■ **GIVEN TASK**
Transcribe the full listing exactly, and drop every picture.
________________________
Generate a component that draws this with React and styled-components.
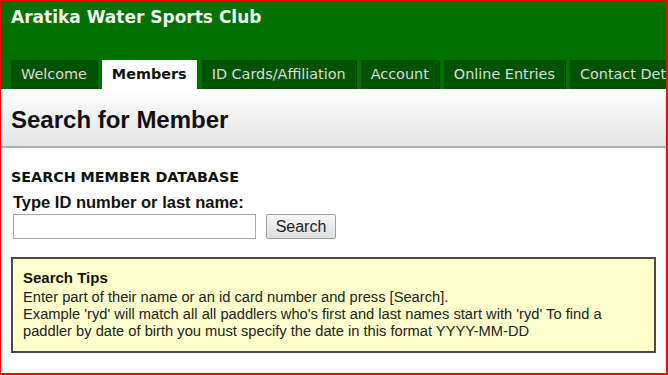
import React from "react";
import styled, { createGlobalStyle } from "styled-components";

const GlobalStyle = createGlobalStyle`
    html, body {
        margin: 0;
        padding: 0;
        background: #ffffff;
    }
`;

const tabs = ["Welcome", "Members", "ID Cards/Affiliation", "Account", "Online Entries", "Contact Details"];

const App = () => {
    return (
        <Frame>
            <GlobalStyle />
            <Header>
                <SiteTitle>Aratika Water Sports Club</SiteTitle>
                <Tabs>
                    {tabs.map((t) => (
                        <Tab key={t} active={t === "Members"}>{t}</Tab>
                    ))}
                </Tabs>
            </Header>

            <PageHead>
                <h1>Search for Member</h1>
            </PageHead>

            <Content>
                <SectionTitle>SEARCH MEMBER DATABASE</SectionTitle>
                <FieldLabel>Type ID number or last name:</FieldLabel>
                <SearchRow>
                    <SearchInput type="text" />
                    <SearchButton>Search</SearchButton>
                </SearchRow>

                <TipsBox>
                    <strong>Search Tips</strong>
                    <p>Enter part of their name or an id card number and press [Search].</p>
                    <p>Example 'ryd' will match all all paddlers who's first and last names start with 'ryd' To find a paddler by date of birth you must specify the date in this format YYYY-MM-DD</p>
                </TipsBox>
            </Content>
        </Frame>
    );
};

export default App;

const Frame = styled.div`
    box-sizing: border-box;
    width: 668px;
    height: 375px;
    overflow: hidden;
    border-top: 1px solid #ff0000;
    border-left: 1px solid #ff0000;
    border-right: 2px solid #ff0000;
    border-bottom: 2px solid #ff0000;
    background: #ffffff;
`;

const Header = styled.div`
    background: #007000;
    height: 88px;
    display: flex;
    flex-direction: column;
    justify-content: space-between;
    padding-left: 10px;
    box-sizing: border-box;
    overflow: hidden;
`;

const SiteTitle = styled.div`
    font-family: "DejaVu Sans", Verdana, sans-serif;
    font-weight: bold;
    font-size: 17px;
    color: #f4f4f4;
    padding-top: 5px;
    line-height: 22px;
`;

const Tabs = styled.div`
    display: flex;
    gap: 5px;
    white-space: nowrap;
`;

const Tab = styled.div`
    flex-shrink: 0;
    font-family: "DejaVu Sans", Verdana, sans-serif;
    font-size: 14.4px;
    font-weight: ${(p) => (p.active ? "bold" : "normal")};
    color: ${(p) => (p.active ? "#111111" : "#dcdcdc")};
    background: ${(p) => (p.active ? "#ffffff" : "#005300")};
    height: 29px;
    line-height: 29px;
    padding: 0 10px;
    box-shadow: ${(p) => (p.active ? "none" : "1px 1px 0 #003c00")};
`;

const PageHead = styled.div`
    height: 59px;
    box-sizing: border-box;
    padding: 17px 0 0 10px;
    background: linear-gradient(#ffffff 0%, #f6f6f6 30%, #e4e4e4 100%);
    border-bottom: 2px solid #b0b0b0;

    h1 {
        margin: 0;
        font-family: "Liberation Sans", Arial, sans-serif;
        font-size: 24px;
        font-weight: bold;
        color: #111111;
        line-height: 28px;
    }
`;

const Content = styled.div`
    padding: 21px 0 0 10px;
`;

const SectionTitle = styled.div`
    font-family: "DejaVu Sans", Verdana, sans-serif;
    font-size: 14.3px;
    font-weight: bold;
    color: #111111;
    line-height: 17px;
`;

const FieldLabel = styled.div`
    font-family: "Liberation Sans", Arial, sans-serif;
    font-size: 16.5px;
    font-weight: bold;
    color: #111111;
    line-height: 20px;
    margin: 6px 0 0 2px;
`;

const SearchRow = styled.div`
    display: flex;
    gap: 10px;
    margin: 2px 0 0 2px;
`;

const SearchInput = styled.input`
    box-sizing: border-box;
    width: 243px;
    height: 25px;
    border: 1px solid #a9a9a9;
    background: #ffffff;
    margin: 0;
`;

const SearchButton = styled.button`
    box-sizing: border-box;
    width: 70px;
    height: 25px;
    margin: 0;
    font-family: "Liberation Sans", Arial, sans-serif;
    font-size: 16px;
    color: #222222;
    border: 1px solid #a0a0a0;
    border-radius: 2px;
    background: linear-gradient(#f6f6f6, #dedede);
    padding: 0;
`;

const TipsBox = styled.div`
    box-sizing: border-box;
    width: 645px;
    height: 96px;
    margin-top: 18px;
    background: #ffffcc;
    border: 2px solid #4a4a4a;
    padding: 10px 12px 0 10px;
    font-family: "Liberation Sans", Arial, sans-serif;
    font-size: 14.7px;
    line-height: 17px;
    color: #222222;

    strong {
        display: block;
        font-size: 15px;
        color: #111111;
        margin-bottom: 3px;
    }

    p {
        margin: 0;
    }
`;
________________________
■ **RESULT OF THIS EXERCISE**
Generate a component that draws this with React and styled-components.
import React from "react";
import styled, { createGlobalStyle } from "styled-components";

const GlobalStyle = createGlobalStyle`
    html, body {
        margin: 0;
        padding: 0;
        background: #ffffff;
    }
`;

const tabs = ["Welcome", "Members", "ID Cards/Affiliation", "Account", "Online Entries", "Contact Details"];

const App = () => {
    return (
        <Frame>
            <GlobalStyle />
            <Header>
                <SiteTitle>Aratika Water Sports Club</SiteTitle>
                <Tabs>
                    {tabs.map((t) => (
                        <Tab key={t} active={t === "Members"}>{t}</Tab>
                    ))}
                </Tabs>
            </Header>

            <PageHead>
                <h1>Search for Member</h1>
            </PageHead>

            <Content>
                <SectionTitle>SEARCH MEMBER DATABASE</SectionTitle>
                <FieldLabel>Type ID number or last name:</FieldLabel>
                <SearchRow>
                    <SearchInput type="text" />
                    <SearchButton>Search</SearchButton>
                </SearchRow>

                <TipsBox>
                    <strong>Search Tips</strong>
                    <p>Enter part of their name or an id card number and press [Search].</p>
                    <p>Example 'ryd' will match all all paddlers who's first and last names start with 'ryd' To find a paddler by date of birth you must specify the date in this format YYYY-MM-DD</p>
                </TipsBox>
            </Content>
        </Frame>
    );
};

export default App;

const Frame = styled.div`
    box-sizing: border-box;
    width: 668px;
    height: 375px;
    overflow: hidden;
    border-top: 1px solid #ff0000;
    border-left: 1px solid #ff0000;
    border-right: 2px solid #ff0000;
    border-bottom: 2px solid #ff0000;
    background: #ffffff;
`;

const Header = styled.div`
    background: #007000;
    height: 88px;
    display: flex;
    flex-direction: column;
    justify-content: space-between;
    padding-left: 10px;
    box-sizing: border-box;
    overflow: hidden;
`;

const SiteTitle = styled.div`
    font-family: "DejaVu Sans", Verdana, sans-serif;
    font-weight: bold;
    font-size: 17px;
    color: #f4f4f4;
    padding-top: 5px;
    line-height: 22px;
`;

const Tabs = styled.div`
    display: flex;
    gap: 5px;
    white-space: nowrap;
`;

const Tab = styled.div`
    flex-shrink: 0;
    font-family: "DejaVu Sans", Verdana, sans-serif;
    font-size: 14.4px;
    font-weight: ${(p) => (p.active ? "bold" : "normal")};
    color: ${(p) => (p.active ? "#111111" : "#dcdcdc")};
    background: ${(p) => (p.active ? "#ffffff" : "#005300")};
    height: 29px;
    line-height: 29px;
    padding: 0 10px;
    box-shadow: ${(p) => (p.active ? "none" : "1px 1px 0 #003c00")};
`;

const PageHead = styled.div`
    height: 59px;
    box-sizing: border-box;
    padding: 17px 0 0 10px;
    background: linear-gradient(#ffffff 0%, #f6f6f6 30%, #e4e4e4 100%);
    border-bottom: 2px solid #b0b0b0;

    h1 {
        margin: 0;
        font-family: "Liberation Sans", Arial, sans-serif;
        font-size: 24px;
        font-weight: bold;
        color: #111111;
        line-height: 28px;
    }
`;

const Content = styled.div`
    padding: 21px 0 0 10px;
`;

const SectionTitle = styled.div`
    font-family: "DejaVu Sans", Verdana, sans-serif;
    font-size: 14.3px;
    font-weight: bold;
    color: #111111;
    line-height: 17px;
`;

const FieldLabel = styled.div`
    font-family: "Liberation Sans", Arial, sans-serif;
    font-size: 16.5px;
    font-weight: bold;
    color: #111111;
    line-height: 20px;
    margin: 6px 0 0 2px;
`;

const SearchRow = styled.div`
    display: flex;
    gap: 10px;
    margin: 2px 0 0 2px;
`;

const SearchInput = styled.input`
    box-sizing: border-box;
    width: 243px;
    height: 25px;
    border: 1px solid #a9a9a9;
    background: #ffffff;
    margin: 0;
`;

const SearchButton = styled.button`
    box-sizing: border-box;
    width: 70px;
    height: 25px;
    margin: 0;
    font-family: "Liberation Sans", Arial, sans-serif;
    font-size: 16px;
    color: #222222;
    border: 1px solid #a0a0a0;
    border-radius: 2px;
    background: linear-gradient(#f6f6f6, #dedede);
    padding: 0;
`;

const TipsBox = styled.div`
    box-sizing: border-box;
    width: 645px;
    height: 96px;
    margin-top: 18px;
    background: #ffffcc;
    border: 2px solid #4a4a4a;
    padding: 10px 12px 0 10px;
    font-family: "Liberation Sans", Arial, sans-serif;
    font-size: 14.7px;
    line-height: 17px;
    color: #222222;

    strong {
        display: block;
        font-size: 15px;
        color: #111111;
        margin-bottom: 3px;
    }

    p {
        margin: 0;
    }
`;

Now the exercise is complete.